Origins of Gas Giant Compositions: The Role of Disk Location and Dynamics

Abstract

The composition of planets is determined by and tightly linked to the composition of the protoplanetary disk in which they form. In the first part of my thesis, I study giant planet formation through core accretion. I show how the minimum core mass required to form a giant planet during the lifetime of the protoplanetary disk depends on the location in the disk, the equation of state of the nebular gas and dust opacity. This minimum applies when planetesimal accretion does not substantially heat the core's atmosphere.

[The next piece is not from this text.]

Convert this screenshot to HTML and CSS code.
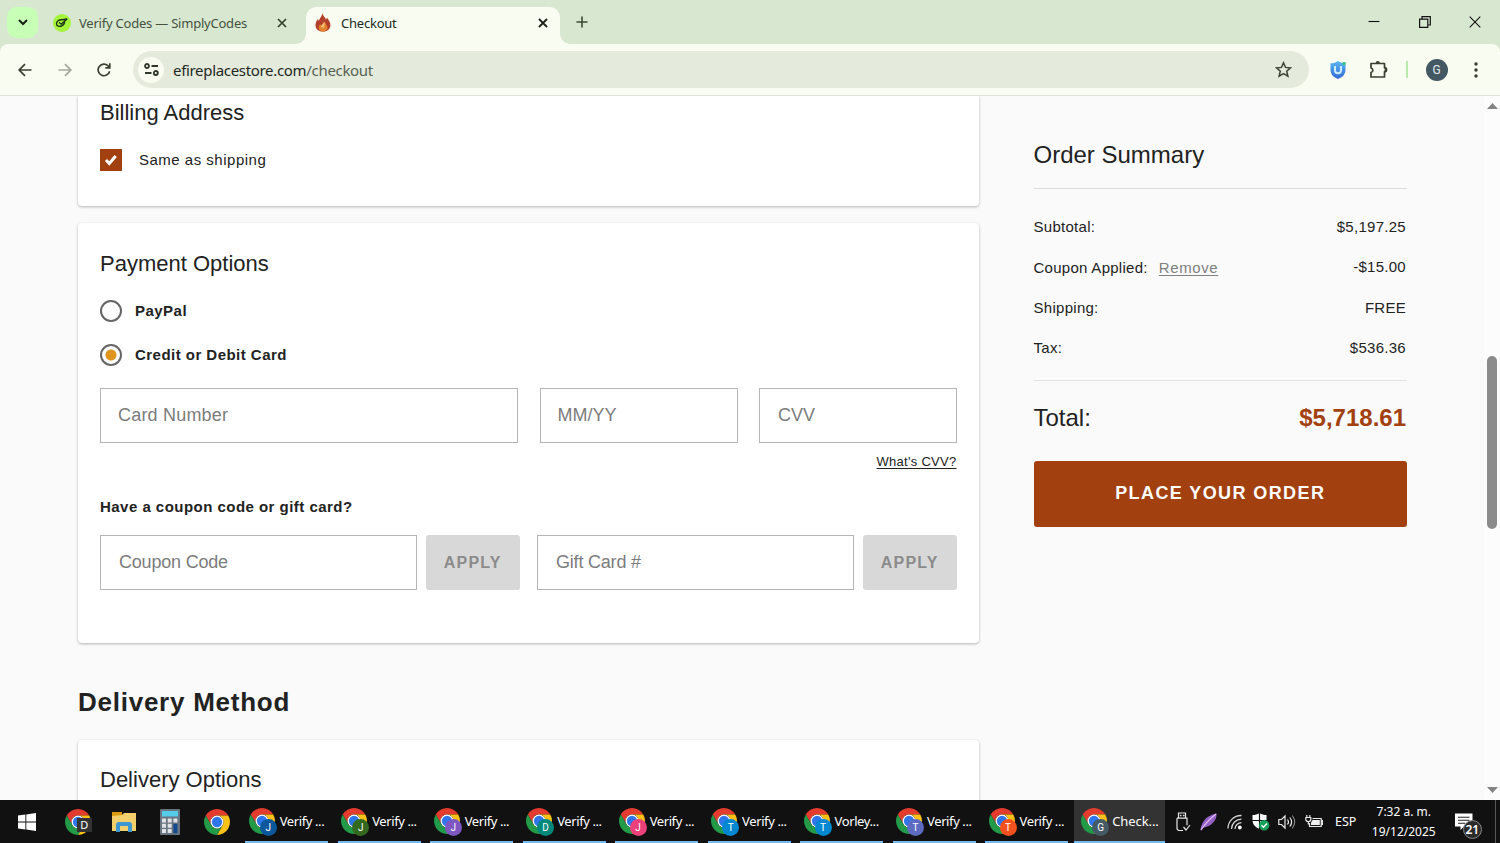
FILE: index.html
```html
<!DOCTYPE html>
<html lang="en">
<head>
<meta charset="utf-8">
<title>Checkout</title>
<link rel="stylesheet" href="styles.css">
</head>
<body>
<svg class="defs" width="0" height="0" aria-hidden="true">
  <symbol id="chrome" viewBox="2 2 44 44">
    <path fill="#e33b2e" d="M4.95 13A22 22 0 0 1 43.05 13L24 13A11 11 0 0 0 14.47 29.5Z"/>
    <path fill="#fbc116" d="M43.05 13A22 22 0 0 1 24 46L33.53 29.5A11 11 0 0 0 24 13Z"/>
    <path fill="#229a48" d="M24 46A22 22 0 0 1 4.95 13L14.47 29.5A11 11 0 0 0 33.53 29.5Z"/>
    <circle cx="24" cy="24" r="11" fill="#fff"/>
    <circle cx="24" cy="24" r="8.7" fill="#2f76ea"/>
  </symbol>
</svg>

<header class="tabstrip">
  <button class="tab-menu"><svg width="12" height="12" viewBox="0 0 12 12"><path d="M2 4l4 4 4-4" fill="none" stroke="#17210f" stroke-width="2"/></svg></button>
  <div class="tab">
    <svg class="favicon" width="18" height="18" viewBox="0 0 18 18"><circle cx="9" cy="9" r="9" fill="#a4f43c"/><path d="M9.500 5.800C5.500 5.200 3.600 7.500 3.500 9.700c0 2.600 3.200 3.400 5.700 1.900 1.800-1.100 2.500-2.700 2.200-4M6.500 8.800l1.700 1.400 5.600-5M9.500 5.800l4.300-.8" fill="none" stroke="#1c3310" stroke-width="1.400" stroke-linecap="round"/></svg>
    <span class="tab-title">Verify Codes — SimplyCodes</span>
    <svg class="tab-x" width="10" height="10" viewBox="0 0 10 10"><path d="M1 1l8 8M9 1L1 9" stroke="#33402c" stroke-width="1.700"/></svg>
  </div>
  <div class="tab tab-active">
    <svg class="favicon" width="16" height="19" viewBox="0 0 16 19"><path fill="#b2402a" d="M7.300 0c.5 3 3 4.300 3.700 6.600l1-1.800c2.200 2.700 3.700 5.300 3.400 8.200C15 16.500 12 18.500 8 18.500S.8 16.300.5 12.700C.3 9.900 1.700 8 2.700 6l1.200 2C4.500 5 7.200 3.500 7.300 0z"/><path fill="#e3812a" d="M9 7.500c0 2.500 3.500 4 3.500 7 0 2.500-2 4-4.500 4s-4.500-1.500-4.300-4c.1-1.500.9-2.500 1.300-3.500l1.300 1.500C7.500 11 8.800 9.800 9 7.500z"/><path fill="#f5c080" d="M9.200 8.500c0 2-3.200 3.500-3.500 6l1.600-.7L8 16c1-2 2.400-4.500 1.200-7.500z"/></svg>
    <span class="tab-title">Checkout</span>
    <svg class="tab-x" width="10" height="10" viewBox="0 0 10 10"><path d="M1 1l8 8M9 1L1 9" stroke="#1c2117" stroke-width="1.800"/></svg>
  </div>
  <svg class="new-tab" width="12" height="12" viewBox="0 0 12 12"><path d="M6 .5v11M.5 6h11" stroke="#3a4a34" stroke-width="1.600"/></svg>
  <div class="window-controls">
    <svg width="12" height="12" viewBox="0 0 12 12"><path d="M.5 5.500h11" stroke="#111" stroke-width="1.100"/></svg>
    <svg width="12" height="12" viewBox="0 0 12 12"><path d="M.6 3.200h8.200v8.200H.6zM3 3.200V.7h8.300V9H8.800" fill="none" stroke="#111" stroke-width="1.200"/></svg>
    <svg width="12" height="12" viewBox="0 0 12 12"><path d="M.7.700l10.600 10.600M11.300.7L.7 11.300" stroke="#111" stroke-width="1.100"/></svg>
  </div>
</header>

<div class="toolbar">
  <svg class="nav-icon" width="14" height="14" viewBox="0 0 14 14"><path d="M13.500 7H1.500M7 1.200L1.200 7 7 12.800" fill="none" stroke="#39402f" stroke-width="1.700"/></svg>
  <svg class="nav-icon" width="14" height="14" viewBox="0 0 14 14"><path d="M.5 7h12M7 1.200L12.800 7 7 12.800" fill="none" stroke="#a2a99b" stroke-width="1.700"/></svg>
  <svg class="nav-icon" width="14" height="14" viewBox="0 0 14 14"><path d="M12.600 8.200A5.800 5.800 0 1 1 11 2.800l1.600 1.600M12.800.3v4.500H8.300" fill="none" stroke="#39402f" stroke-width="1.700"/></svg>
  <div class="omnibox">
    <span class="site-info"><svg width="15" height="13" viewBox="0 0 15 13"><g fill="none" stroke="#30382b" stroke-width="1.800"><circle cx="3" cy="3" r="2"/><path d="M7.500 3H14M1 10h6.500"/><circle cx="11.800" cy="10" r="2"/></g></svg></span>
    <span class="url">efireplacestore.com<span class="url-path">/checkout</span></span>
    <svg class="star" width="17" height="17" viewBox="0 0 17 17"><path d="M8.500 1.800l2 4.600 5 .5-3.800 3.300 1.200 4.900-4.400-2.600-4.400 2.600 1.200-4.900L1.500 6.900l5-.5z" fill="none" stroke="#3c4436" stroke-width="1.500"/></svg>
  </div>
  <svg class="ext" width="16" height="18" viewBox="0 0 16 18"><defs><linearGradient id="sh" x1="0" y1="0" x2="0" y2="1"><stop offset="0" stop-color="#58b7f0"/><stop offset="1" stop-color="#3469d7"/></linearGradient></defs><path d="M8 0c2 1.700 5 2.200 7.500 2.300V9c0 4.500-3.500 7.500-7.500 9C4 16.500.5 13.500.5 9V2.300C3 2.200 6 1.700 8 0z" fill="url(#sh)"/><path d="M5 5v4.300a3 3 0 0 0 6 0V5" fill="none" stroke="#c9edff" stroke-width="2"/><circle cx="14" cy="2.500" r="1.800" fill="#42c58b"/></svg>
  <svg class="puzzle" width="19" height="19" viewBox="0 0 19 19"><path d="M2 3.500h13.500v4.200a2 2 0 0 1 0 4V17H2v-4.500a2.300 2.300 0 0 0 0-4.500z" fill="none" stroke="#39402f" stroke-width="1.700" stroke-linejoin="round"/><path d="M6.700 3a2.100 2.100 0 0 1 4.200 0zM15.700 7.800a2.100 2.100 0 0 1 0 4.200z" fill="#39402f"/></svg>
  <span class="divider"></span>
  <span class="avatar">G</span>
  <svg class="dots" width="4" height="16" viewBox="0 0 4 16"><g fill="#363d30"><circle cx="2" cy="2" r="1.700"/><circle cx="2" cy="8" r="1.700"/><circle cx="2" cy="14" r="1.700"/></g></svg>
</div>

<div class="page">
  <main class="main">
    <section class="card billing">
      <h2 class="card-title">Billing Address</h2>
      <label class="same"><span class="checkbox"><svg width="14" height="12" viewBox="0 0 14 12"><path d="M2 6l3.300 3.500L11.700 2" fill="none" stroke="#fff" stroke-width="3"/></svg></span><span class="same-label">Same as shipping</span></label>
    </section>
    <section class="card payment">
      <h2 class="card-title">Payment Options</h2>
      <label class="option"><span class="radio"></span><span class="option-label">PayPal</span></label>
      <label class="option"><span class="radio radio-on"></span><span class="option-label">Credit or Debit Card</span></label>
      <div class="card-fields">
        <input class="field number" placeholder="Card Number">
        <input class="field" placeholder="MM/YY">
        <input class="field cvv" placeholder="CVV">
      </div>
      <a class="cvv-link">What's CVV?</a>
      <h3 class="coupon-title">Have a coupon code or gift card?</h3>
      <div class="coupon-fields">
        <div class="code"><input class="field" placeholder="Coupon Code"><button class="apply">APPLY</button></div>
        <div class="code"><input class="field" placeholder="Gift Card #"><button class="apply">APPLY</button></div>
      </div>
    </section>
    <h1 class="section-title">Delivery Method</h1>
    <section class="card delivery">
      <h2 class="card-title">Delivery Options</h2>
    </section>
  </main>
  <aside class="summary">
    <h2 class="summary-title">Order Summary</h2>
    <dl class="lines">
      <div class="line"><dt>Subtotal:</dt><dd>$5,197.25</dd></div>
      <div class="line"><dt>Coupon Applied:<a class="remove">Remove</a></dt><dd class="discount">-$15.00</dd></div>
      <div class="line line-shipping"><dt>Shipping:</dt><dd>FREE</dd></div>
      <div class="line"><dt>Tax:</dt><dd>$536.36</dd></div>
    </dl>
    <div class="total"><span>Total:</span><strong class="amount">$5,718.61</strong></div>
    <button class="place">PLACE YOUR ORDER</button>
  </aside>
  <div class="scrollbar">
    <svg width="11" height="6" viewBox="0 0 11 6"><path d="M0 6L5.500 0 11 6z" fill="#848484"/></svg>
    <span class="thumb"></span>
    <svg width="11" height="6" viewBox="0 0 11 6"><path d="M0 0L5.500 6 11 0z" fill="#848484"/></svg>
  </div>
</div>

<footer class="taskbar">
  <div class="pin start"><svg width="18" height="18" viewBox="0 0 18 18"><path fill="#fff" d="M0 2.600L7.400 1.500V8.500H0zM8.300 1.400L18 0v8.500H8.300zM0 9.400h7.400v7L0 15.400zM8.300 9.400H18V18l-9.700-1.400z"/></svg></div>
  <div class="pin"><span class="app"><svg class="chrome"><use href="#chrome"/></svg><span class="square-badge">D</span></span></div>
  <div class="pin"><svg width="24" height="22" viewBox="0 0 24 22"><path fill="#d99a10" d="M0 1h10v5H0z"/><path fill="#f4d06c" d="M0 5l10-1 2-2h12v18H0z"/><path fill="#3d97d3" d="M4 21v-7q0-3 3-3h10q3 0 3 3v7h-4v-6H8v6z"/></svg></div>
  <div class="pin"><svg width="20" height="26" viewBox="0 0 20 26"><rect width="20" height="26" rx="1" fill="#68747f"/><rect x="2" y="2" width="16" height="5.500" fill="#55cdea"/><g fill="#dfe3e6"><path d="M2 9.500h4v4H2zM7.700 9.500h4v4h-4zM13.400 9.500h4v4h-4zM2 14.800h4v4H2zM7.700 14.800h4v4h-4zM2 20.100h4v4H2zM7.700 20.100h4v4h-4z"/></g><path fill="#12498f" d="M13.400 14.800h4v9.300h-4z"/></svg></div>
  <div class="pin"><svg class="chrome"><use href="#chrome"/></svg></div>
  <div class="tasks">
    <div class="task"><span class="app"><svg class="chrome"><use href="#chrome"/></svg><span class="badge b-blue">J</span></span>Verify ...</div>
    <div class="task"><span class="app"><svg class="chrome"><use href="#chrome"/></svg><span class="badge b-green">J</span></span>Verify ...</div>
    <div class="task"><span class="app"><svg class="chrome"><use href="#chrome"/></svg><span class="badge b-purple">J</span></span>Verify ...</div>
    <div class="task"><span class="app"><svg class="chrome"><use href="#chrome"/></svg><span class="badge b-teal">D</span></span>Verify ...</div>
    <div class="task"><span class="app"><svg class="chrome"><use href="#chrome"/></svg><span class="badge b-pink">J</span></span>Verify ...</div>
    <div class="task"><span class="app"><svg class="chrome"><use href="#chrome"/></svg><span class="badge b-sky">T</span></span>Verify ...</div>
    <div class="task"><span class="app"><svg class="chrome"><use href="#chrome"/></svg><span class="badge b-sky">T</span></span>Vorley...</div>
    <div class="task"><span class="app"><svg class="chrome"><use href="#chrome"/></svg><span class="badge b-indigo">T</span></span>Verify ...</div>
    <div class="task"><span class="app"><svg class="chrome"><use href="#chrome"/></svg><span class="badge b-orange">T</span></span>Verify ...</div>
  </div>
  <div class="task task-active"><span class="app"><svg class="chrome"><use href="#chrome"/></svg><span class="badge b-slate">G</span></span>Check...</div>
  <div class="tray">
    <span class="t-usb"><svg width="16" height="20" viewBox="0 0 16 20"><g fill="none" stroke="#e8e8e8" stroke-width="1.200"><path d="M3.500 6V1h7v5M2 6.200h10v7M8 18.500H3.500L2 17V6.200"/><path d="M8.500 15l2.500 3 4-5"/></g><path fill="#e8e8e8" d="M5 2.800h1.500v1.500H5zM8 2.800h1.500v1.500H8z"/></svg></span>
    <span class="t-feather"><svg width="18" height="18" viewBox="0 0 18 18"><path fill="#9561c5" d="M16.500.5c.5 5-2.500 9-6 11.500-2.500 1.800-5 2-7 2.500L1.200 17.500.5 17C1 11 4.500 6 8.500 3.500 11.500 1.800 14 1 16.500.5z"/><path d="M1 17C5 11 9 6.500 16 1" fill="none" stroke="#dfbdf3" stroke-width="1.200"/></svg></span>
    <span class="t-wifi"><svg width="16" height="16" viewBox="0 0 16 16"><g fill="none" stroke="#d5d5d5" stroke-width="1.300"><path d="M1 14.500A13 13 0 0 1 14.500 1.500M4.500 15A10 10 0 0 1 14.500 5.200M8 15A6.500 6.500 0 0 1 14.500 8.700"/></g><circle cx="12.800" cy="13.500" r="1.900" fill="#fff"/></svg></span>
    <span class="t-shield"><svg width="18" height="18" viewBox="0 0 18 18"><path fill="#fff" d="M7.500 0c2 1.500 4.500 2 7 2v5c0 4.500-3 7.300-7 9-4-1.700-7-4.500-7-9V2c2.500 0 5-.5 7-2z"/><path d="M7.500 0v16M0 7.500h15" stroke="#111" stroke-width="1.200"/><circle cx="12.200" cy="12.300" r="5.200" fill="#18a05a"/><path d="M9.500 12.300l2 2 3.500-3.800" fill="none" stroke="#fff" stroke-width="1.400"/></svg></span>
    <span class="t-sound"><svg width="18" height="16" viewBox="0 0 18 16"><g fill="none" stroke="#e8e8e8" stroke-width="1.200"><path d="M.8 5.500h2.700L7 2v12l-3.500-3.500H.8zM9.500 5.500q2 2.500 0 5M11.800 3.500q3.600 4.500 0 9"/><path stroke="#858585" d="M14.200 1.500q5 6.500 0 13"/></g></svg></span>
    <span class="t-battery"><svg width="18" height="14" viewBox="0 0 18 14"><g fill="none" stroke="#e8e8e8" stroke-width="1.200"><path d="M7.500 3.500h8.700v8H4.500V8M16.200 5.700h1.300v3.600h-1.300M1.800 0v2.500M4.800 0v2.500M.8 2.500h5v2q0 2-2.500 2t-2.500-2zM3.300 6.500v3"/></g><path fill="#eee" d="M7.500 5h7.300v5H6V7.500z"/></svg></span>
    <span class="t-lang">ESP</span>
    <div class="clock"><span>7:32 a. m.</span><span class="date">19/12/2025</span></div>
    <span class="t-note"><svg width="18" height="18" viewBox="0 0 18 18"><path fill="#fff" d="M0 .5h17.500v13H9L5.500 17v-3.500H0z"/><path d="M3 4.200h11.500M3 7.200h11.500M3 10.200h7" stroke="#222" stroke-width="1.100"/></svg><span class="count">21</span></span>
  </div>
</footer>
</body>
</html>
```
FILE: styles.css
```css
* { box-sizing: border-box; }
body {
  margin: 0;
  width: 1500px;
  height: 843px;
  overflow: hidden;
  display: flex;
  flex-direction: column;
  font-family: "Liberation Sans", Arial, sans-serif;
  color: #222;
  background: #fafafa;
}
h1, h2, h3, dl, dd { margin: 0; font-weight: 400; }
svg { display: block; flex: none; }
button { border: 0; padding: 0; font-family: inherit; }
.defs { position: absolute; }

/* Tab strip */
.tabstrip {
  position: relative;
  z-index: 1;
  height: 44px;
  flex: none;
  display: flex;
  align-items: center;
  padding-left: 7px;
  background: #d8e7cf;
  font-family: "Noto Sans", sans-serif;
}
.tab-menu {
  width: 31px;
  height: 31px;
  border-radius: 10px;
  background: #c8ffb7;
  display: grid;
  place-items: center;
}
.tab {
  width: 268px;
  height: 37px;
  margin-top: 7px;
  padding: 0 19px 6px 15px;
  display: flex;
  align-items: center;
  color: #45523f;
}
.tab-title { flex: 1; margin-left: 8px; font-size: 13px; line-height: 20px; letter-spacing: -.22px; white-space: nowrap; }
.tab-active {
  position: relative;
  width: 254px;
  padding: 0 12px 6px 9px;
  border-radius: 10px 10px 0 0;
  background: #f8fcf1;
  color: #22291d;
}
.tab-active .tab-title { margin-left: 10px; }
.tab-active::before, .tab-active::after {
  content: "";
  position: absolute;
  bottom: 0;
  width: 10px;
  height: 10px;
}
.tab-active::before { left: -10px; background: radial-gradient(circle at 0 0, transparent 9.5px, #f8fcf1 10px); }
.tab-active::after { right: -10px; background: radial-gradient(circle at 100% 0, transparent 9.5px, #f8fcf1 10px); }
.new-tab { margin-left: 16px; }
.window-controls { margin-left: auto; padding-right: 19px; display: flex; gap: 38.5px; }

/* Toolbar */
.toolbar {
  position: relative;
  height: 52px;
  flex: none;
  display: flex;
  align-items: center;
  padding: 0 22px 0 18px;
  border-bottom: 1px solid #dfe2da;
  background: #f8fcf1;
  border-radius: 8px 8px 0 0;
}
.toolbar::before {
  content: "";
  position: absolute;
  inset: 0 0 40px;
  z-index: -1;
  background: #d8e7cf;
}
.nav-icon { margin-right: 25.5px; }
.omnibox {
  width: 1176px;
  height: 37px;
  margin-left: -3.5px;
  padding: 0 17px 0 5px;
  border-radius: 19px;
  background: #e5ebdc;
  display: flex;
  align-items: center;
}
.site-info {
  width: 26px;
  height: 26px;
  border-radius: 50%;
  background: #f8fcf1;
  display: grid;
  place-items: center;
}
.url { flex: 1; margin-left: 9px; font: 15px/22px "Noto Sans", sans-serif; letter-spacing: -.32px; color: #22271f; }
.url-path { color: #586152; }
.ext { margin-left: 21px; }
.puzzle { margin-left: 22.5px; }
.divider { width: 2px; height: 17px; margin-left: 18px; background: #b9ecaa; }
.avatar {
  width: 22px;
  height: 22px;
  margin-left: 18px;
  border-radius: 50%;
  background: #445863;
  color: #e7edf0;
  font: 12px/22px Roboto, sans-serif;
  text-align: center;
}
.dots { margin-left: auto; }

/* Page */
.page { flex: 1; min-height: 0; display: flex; overflow: hidden; background: #fafafa; }
.main { width: 979px; padding-left: 78px; flex: none; }
.card {
  padding: 0 22px;
  background: #fff;
  border-radius: 4px;
  box-shadow: 0 1px 3px rgba(0, 0, 0, .28);
}
.card-title { font-size: 22px; line-height: 28px; }
.billing { height: 110px; padding-top: 3px; border-radius: 0 0 4px 4px; }
.same { display: flex; align-items: center; margin-top: 22px; font-size: 15px; letter-spacing: .5px; }
.checkbox { width: 22px; height: 22px; background: #a3400f; display: grid; place-items: center; }
.same-label { margin-left: 17px; padding-bottom: 2px; }
.payment { height: 420px; margin-top: 17px; padding-top: 27px; }
.option { display: flex; align-items: center; gap: 13px; height: 22px; margin-top: 22px; font-size: 15px; font-weight: 700; letter-spacing: .47px; }
.option-label { padding-bottom: 1px; }
.radio { width: 22px; height: 22px; border: 2px solid #666; border-radius: 50%; }
.radio-on { background: radial-gradient(circle, #df941e 5px, #fff 6px); }
.card-fields { display: grid; grid-template-columns: 418px 198px 198px; gap: 21.5px; margin-top: 22px; }
.field {
  min-width: 0;
  height: 55px;
  padding: 0 17px;
  border: 1px solid #b5b5b5;
  border-radius: 0;
  background: #fff;
  font: 18px "Liberation Sans", Arial, sans-serif;
}
.field::placeholder { color: #7c7c7c; opacity: 1; }
.number { letter-spacing: .2px; }
.cvv { padding-left: 18px; }
.cvv-link { display: block; margin-top: 9px; padding-right: .5px; text-align: right; font-size: 13px; line-height: 20px; letter-spacing: .28px; text-decoration: underline; text-underline-offset: 2px; }
.coupon-title { margin-top: 25px; font-size: 15px; font-weight: 700; line-height: 20px; letter-spacing: .47px; }
.coupon-fields { display: flex; gap: 17px; margin-top: 18px; }
.code { display: grid; grid-template-columns: 317px 94.5px; column-gap: 8.5px; }
.code .field { padding: 0 18px; letter-spacing: -.2px; }
.apply { border-radius: 3px; background: #d8d8d8; color: #8b8b8b; font-size: 16px; font-weight: 700; letter-spacing: 1.2px; }
.section-title { margin-top: 43px; font-size: 26px; font-weight: 700; line-height: 32px; letter-spacing: .75px; }
.delivery { height: 80px; margin-top: 22px; padding-top: 26px; }

/* Order summary */
.summary { width: 373.5px; margin-left: 54.5px; flex: none; }
.summary-title { padding: 43px 0 17px; border-bottom: 1px solid #ddd; font-size: 24px; line-height: 32px; }
.lines { padding-top: 28px; height: 192px; border-bottom: 1px solid #e3e3e3; font-size: 15px; line-height: 20px; letter-spacing: .28px; }
.line { display: flex; justify-content: space-between; margin-bottom: 20.5px; padding-right: 1px; }
.discount { margin-top: -1px; }
.line-shipping { margin-bottom: 19.5px; }
.remove { margin-left: 11px; color: #808080; letter-spacing: .6px; text-decoration: underline; text-underline-offset: 2px; }
.total { display: flex; justify-content: space-between; margin-top: 21px; padding-right: 1px; font-size: 24px; line-height: 32px; }
.amount { color: #a3400f; }
.place {
  width: 100%;
  height: 66px;
  margin-top: 26.5px;
  border-radius: 3px;
  background: #a3400f;
  color: #fff;
  font-size: 18px;
  font-weight: 700;
  letter-spacing: 1.4px;
}
.scrollbar {
  width: 16px;
  margin-left: auto;
  padding: 7px 0;
  background: #fcfcfc;
  display: flex;
  flex-direction: column;
  align-items: center;
  justify-content: space-between;
}
.thumb { width: 10px; height: 173px; margin-bottom: 12px; border-radius: 5px; background: #8b8b8b; }

/* Taskbar */
.taskbar {
  height: 43px;
  flex: none;
  display: flex;
  background: #111;
  color: #fff;
  font: 13px "Noto Sans", sans-serif;
}
.pin { width: 46.3px; flex: none; display: grid; place-items: center; }
.start { width: 54.5px; }
.chrome { width: 26px; height: 26px; }
.app { position: relative; flex: none; }
.square-badge {
  position: absolute;
  left: 12px;
  top: 9px;
  width: 15px;
  height: 14px;
  background: #333;
  font-size: 11px;
  line-height: 14px;
  text-align: center;
}
.tasks { display: flex; gap: 9.3px; margin-left: 5.5px; }
.task {
  width: 83.2px;
  height: 43px;
  flex: none;
  padding: 1px 0 0 3.5px;
  border-bottom: 2px solid #76b9ed;
  display: flex;
  align-items: center;
  gap: 5px;
  letter-spacing: -.4px;
  white-space: nowrap;
}
.task-active { width: 91px; margin-left: 6px; padding-left: 7px; background: #333; letter-spacing: -.1px; }
.badge {
  position: absolute;
  left: 11px;
  top: 11px;
  width: 17px;
  height: 17px;
  border-radius: 50%;
  font: 10px/17px Roboto, sans-serif;
  letter-spacing: 0;
  text-align: center;
}
.b-blue { background: #0b579c; }
.b-green { background: #33691e; }
.b-purple { background: #7e57c2; }
.b-teal { background: #00897b; }
.b-pink { background: #ec407a; }
.b-sky { background: #0288d1; }
.b-indigo { background: #5c6bc0; }
.b-orange { background: #f4511e; }
.b-slate { background: #455a64; }

.tray {
  margin-left: 4.5px;
  display: grid;
  grid-template-columns: 26px 26px 27px 25px 26px 28px 36px 80px 52px;
  height: 43px;
  flex: none;
}
.tray > * { display: grid; place-items: center; }
.t-lang { font-size: 12.5px; }
.clock { align-content: center; justify-items: center; font-size: 12px; line-height: 20px; }
.tray .t-note { position: relative; border-right: 1px solid #555; justify-content: start; padding-left: 11px; }
.count {
  position: absolute;
  left: 19px;
  top: 20px;
  width: 19px;
  height: 19px;
  border: 1px solid #888;
  border-radius: 50%;
  background: #2b2b2b;
  font-size: 12px;
  font-weight: 600;
  line-height: 17px;
  text-align: center;
}
```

The minimum core mass decreases with semimajor axis, and may be significantly lower than the typically quoted value of 10 Earth masses, thus challenging previous studies that core accretion cannot operate in the outer disk. In the second part, I explore how the composition and evolution of protoplanetary disks may affect the formation and chemical composition of giant planets. Volatile snowlines are highly important in the planet formation process. I thus show how the snowline locations of the main carbon, oxygen and nitrogen carriers, as well as the C/N/O ratios, are affected by disk dynamics and ice morphology. Compared to a static disk, disk dynamics and ice morphology combined may change the CO and N_2 snowline locations by a factor of 7. Moreover, the gas-phase N/O ratio is highly enhanced throughout most of the disk, meaning that wide-separation giants should have an excess of nitrogen in their atmospheres which may be used to trace their origins. The large range of possible CO and N_2 snowline locations, and hence of regions with highly enhanced N/O ratios, implies that snowline observations at various stages of planet formation are crucial in order to use C/N/O ratios as beacons for planet formation zones.